3)       When the whistle is blown, the monkeys start climbing the bamboos and they are not allowed to jump to a different bamboo throughout the game.

4)       Since they are monkeys, they usually climb by jumping. And in each jump, the i^th monkey can jump exactly p_i meters (p_i is a prime). After a while when a monkey finds that he cannot jump because one more jump may get him out of the bamboo, he reports the remaining length r_i that he is not able to cover.

5)       And before the game, each monkey is assigned a distinct p_i.

6)       The monkey, who has the lowest r_i, wins.

Now, the organizers have found all the information of the game last year, but unluckily they haven‘t found the height of the bamboo. To be more exact, they know N, all p_i and corresponding r_i, but notL. So, you came forward and found the task challenging and so, you want to find L, from the given information.

Input starts with an integer T (≤ 10000), denoting the number of test cases.

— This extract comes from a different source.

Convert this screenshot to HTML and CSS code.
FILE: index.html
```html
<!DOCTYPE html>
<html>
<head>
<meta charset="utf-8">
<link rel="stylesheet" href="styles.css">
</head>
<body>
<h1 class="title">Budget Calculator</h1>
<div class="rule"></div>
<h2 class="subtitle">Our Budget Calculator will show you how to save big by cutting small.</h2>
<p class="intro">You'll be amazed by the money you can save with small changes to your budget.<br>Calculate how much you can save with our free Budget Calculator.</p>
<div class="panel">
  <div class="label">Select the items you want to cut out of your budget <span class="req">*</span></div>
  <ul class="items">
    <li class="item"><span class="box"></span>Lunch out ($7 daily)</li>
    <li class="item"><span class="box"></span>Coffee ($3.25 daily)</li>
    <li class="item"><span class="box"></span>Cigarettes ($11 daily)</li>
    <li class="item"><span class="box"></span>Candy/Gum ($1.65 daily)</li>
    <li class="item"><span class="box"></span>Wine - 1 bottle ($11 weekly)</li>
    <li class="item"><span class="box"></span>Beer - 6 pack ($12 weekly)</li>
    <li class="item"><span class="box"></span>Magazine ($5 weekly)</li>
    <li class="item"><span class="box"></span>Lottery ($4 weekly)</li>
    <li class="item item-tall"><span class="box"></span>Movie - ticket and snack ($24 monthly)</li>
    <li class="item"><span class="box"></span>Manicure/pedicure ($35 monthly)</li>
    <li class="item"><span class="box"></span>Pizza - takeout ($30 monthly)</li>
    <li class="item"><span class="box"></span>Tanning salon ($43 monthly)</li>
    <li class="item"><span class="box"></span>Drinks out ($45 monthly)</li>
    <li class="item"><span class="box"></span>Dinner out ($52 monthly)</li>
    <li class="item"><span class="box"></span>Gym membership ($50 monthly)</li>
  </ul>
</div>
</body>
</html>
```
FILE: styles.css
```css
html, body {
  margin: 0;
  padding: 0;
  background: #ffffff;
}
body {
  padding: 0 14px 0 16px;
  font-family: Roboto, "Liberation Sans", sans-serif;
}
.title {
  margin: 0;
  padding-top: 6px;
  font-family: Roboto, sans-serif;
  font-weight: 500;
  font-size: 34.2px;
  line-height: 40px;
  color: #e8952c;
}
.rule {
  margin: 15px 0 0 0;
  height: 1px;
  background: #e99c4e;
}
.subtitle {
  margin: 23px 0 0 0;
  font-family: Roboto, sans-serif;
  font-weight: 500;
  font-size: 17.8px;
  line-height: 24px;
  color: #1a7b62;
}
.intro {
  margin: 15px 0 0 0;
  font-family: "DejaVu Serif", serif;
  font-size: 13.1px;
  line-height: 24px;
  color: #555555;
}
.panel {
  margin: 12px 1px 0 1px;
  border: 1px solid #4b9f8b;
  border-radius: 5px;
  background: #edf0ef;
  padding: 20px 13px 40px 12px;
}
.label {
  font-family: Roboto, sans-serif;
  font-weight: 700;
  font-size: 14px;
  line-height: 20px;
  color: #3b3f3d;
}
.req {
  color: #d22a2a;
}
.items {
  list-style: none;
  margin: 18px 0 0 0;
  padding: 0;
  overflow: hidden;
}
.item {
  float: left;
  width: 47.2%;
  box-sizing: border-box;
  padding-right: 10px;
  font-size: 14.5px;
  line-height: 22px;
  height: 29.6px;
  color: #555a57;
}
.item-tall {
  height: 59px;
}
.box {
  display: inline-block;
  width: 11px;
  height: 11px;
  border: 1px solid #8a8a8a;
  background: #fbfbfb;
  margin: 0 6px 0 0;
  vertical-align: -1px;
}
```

Each case starts with a line containing an integer n (1 ≤ n ≤ 12). Each of the next n lines contains two integers p_i (1 < p_i < 40, p_i is a prime) and r_i (0 < r_i < p_i). All p_i will be distinct.

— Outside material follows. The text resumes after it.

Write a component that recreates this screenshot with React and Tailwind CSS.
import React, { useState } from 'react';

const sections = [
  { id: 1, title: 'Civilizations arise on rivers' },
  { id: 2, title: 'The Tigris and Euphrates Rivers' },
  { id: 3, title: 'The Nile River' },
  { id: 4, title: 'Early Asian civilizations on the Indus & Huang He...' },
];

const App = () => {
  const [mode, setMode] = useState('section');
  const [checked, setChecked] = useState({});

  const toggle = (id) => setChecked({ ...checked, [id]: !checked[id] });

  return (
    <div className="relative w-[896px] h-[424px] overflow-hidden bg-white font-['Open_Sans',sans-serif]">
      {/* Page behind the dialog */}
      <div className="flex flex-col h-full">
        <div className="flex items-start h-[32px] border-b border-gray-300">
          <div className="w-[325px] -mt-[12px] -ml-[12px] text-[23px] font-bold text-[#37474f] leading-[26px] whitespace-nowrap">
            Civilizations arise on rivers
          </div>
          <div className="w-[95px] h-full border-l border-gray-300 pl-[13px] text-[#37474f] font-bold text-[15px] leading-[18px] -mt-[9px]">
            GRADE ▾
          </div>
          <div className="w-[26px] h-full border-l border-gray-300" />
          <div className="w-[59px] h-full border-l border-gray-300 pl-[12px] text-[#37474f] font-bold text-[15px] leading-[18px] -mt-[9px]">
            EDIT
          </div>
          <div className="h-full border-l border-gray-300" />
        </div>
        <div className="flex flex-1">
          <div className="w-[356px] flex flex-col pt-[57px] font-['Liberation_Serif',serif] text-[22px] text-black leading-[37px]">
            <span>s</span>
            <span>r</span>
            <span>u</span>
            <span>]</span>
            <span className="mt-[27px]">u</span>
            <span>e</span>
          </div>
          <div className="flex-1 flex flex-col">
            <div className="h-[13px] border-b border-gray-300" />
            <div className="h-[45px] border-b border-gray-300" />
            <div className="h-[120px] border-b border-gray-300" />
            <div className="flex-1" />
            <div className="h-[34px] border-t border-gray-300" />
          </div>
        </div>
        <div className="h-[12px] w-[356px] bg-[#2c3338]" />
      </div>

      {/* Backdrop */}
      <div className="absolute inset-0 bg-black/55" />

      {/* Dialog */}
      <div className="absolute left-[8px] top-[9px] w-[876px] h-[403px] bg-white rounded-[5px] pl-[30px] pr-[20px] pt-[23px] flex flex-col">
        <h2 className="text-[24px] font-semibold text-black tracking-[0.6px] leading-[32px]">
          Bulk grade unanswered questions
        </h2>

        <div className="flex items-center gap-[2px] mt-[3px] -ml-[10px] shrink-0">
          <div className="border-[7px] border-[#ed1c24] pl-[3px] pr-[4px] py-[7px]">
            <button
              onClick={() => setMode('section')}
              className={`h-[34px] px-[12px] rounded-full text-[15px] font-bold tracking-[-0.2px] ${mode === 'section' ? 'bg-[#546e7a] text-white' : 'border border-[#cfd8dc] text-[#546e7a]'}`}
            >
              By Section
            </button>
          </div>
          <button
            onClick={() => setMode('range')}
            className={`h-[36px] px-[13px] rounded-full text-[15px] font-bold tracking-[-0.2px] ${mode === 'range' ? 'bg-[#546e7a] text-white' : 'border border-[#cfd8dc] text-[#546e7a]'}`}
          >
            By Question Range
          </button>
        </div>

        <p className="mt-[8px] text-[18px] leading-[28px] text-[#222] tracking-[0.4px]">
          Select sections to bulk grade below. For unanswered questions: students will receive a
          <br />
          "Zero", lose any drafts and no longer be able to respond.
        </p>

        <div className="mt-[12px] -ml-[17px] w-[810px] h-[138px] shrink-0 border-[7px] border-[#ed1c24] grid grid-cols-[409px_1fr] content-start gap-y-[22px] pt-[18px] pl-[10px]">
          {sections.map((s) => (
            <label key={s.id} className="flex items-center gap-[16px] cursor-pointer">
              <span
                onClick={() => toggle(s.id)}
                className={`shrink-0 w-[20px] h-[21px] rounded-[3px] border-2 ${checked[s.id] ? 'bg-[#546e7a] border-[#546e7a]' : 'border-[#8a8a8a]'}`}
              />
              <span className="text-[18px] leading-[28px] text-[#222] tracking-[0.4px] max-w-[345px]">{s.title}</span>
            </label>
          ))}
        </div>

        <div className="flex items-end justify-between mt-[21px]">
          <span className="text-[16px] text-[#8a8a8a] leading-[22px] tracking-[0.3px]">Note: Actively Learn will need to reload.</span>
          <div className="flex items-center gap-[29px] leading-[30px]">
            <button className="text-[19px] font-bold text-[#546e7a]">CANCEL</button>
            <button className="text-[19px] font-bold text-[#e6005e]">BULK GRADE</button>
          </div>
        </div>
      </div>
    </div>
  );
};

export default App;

For each case, print the case number and the minimum possible value of L that satisfies the above conditions. If there is no solution, print ‘Impossible‘.

2

3

5 4

7 6

11 3

4

2 1

3 2

5 3

7 1

Case 1: 69

Case 2: 113

题解：

用扩展GCD求；剩下的就是模版；

代码：

#include<iostream>
#include<cstdio>
#include<cstring>
#include<cmath>
#include<algorithm>
using namespace std;
typedef long long LL;
LL p[20], r[20];
void ex_gcd(LL a, LL b, LL &x, LL &y){
    if(!b){
        x = 1;
        y = 0;
        return;
    }
    ex_gcd(b, a%b, x, y);
    LL temp = x;
    x = y;
    y = temp - a/b * y;
}
int main(){
    int T, n, kase = 0;
    scanf("%d", &T);
    while(T--){
        scanf("%d", &n);
        LL MOD = 1;
        for(int i = 0; i < n; i++){
            scanf("%lld%lld", &p[i], &r[i]);
            MOD *= p[i];
        }
        LL x, y;
        LL ans = 0;
        for(int i = 0; i < n; i++){
            ex_gcd(MOD/p[i], p[i], x, y);
            ans = (ans + MOD/p[i]*x*r[i] + MOD) % MOD;
        }
        printf("Case %d: %lld\n",++kase, (ans + MOD) % MOD);
    }
    return 0;
}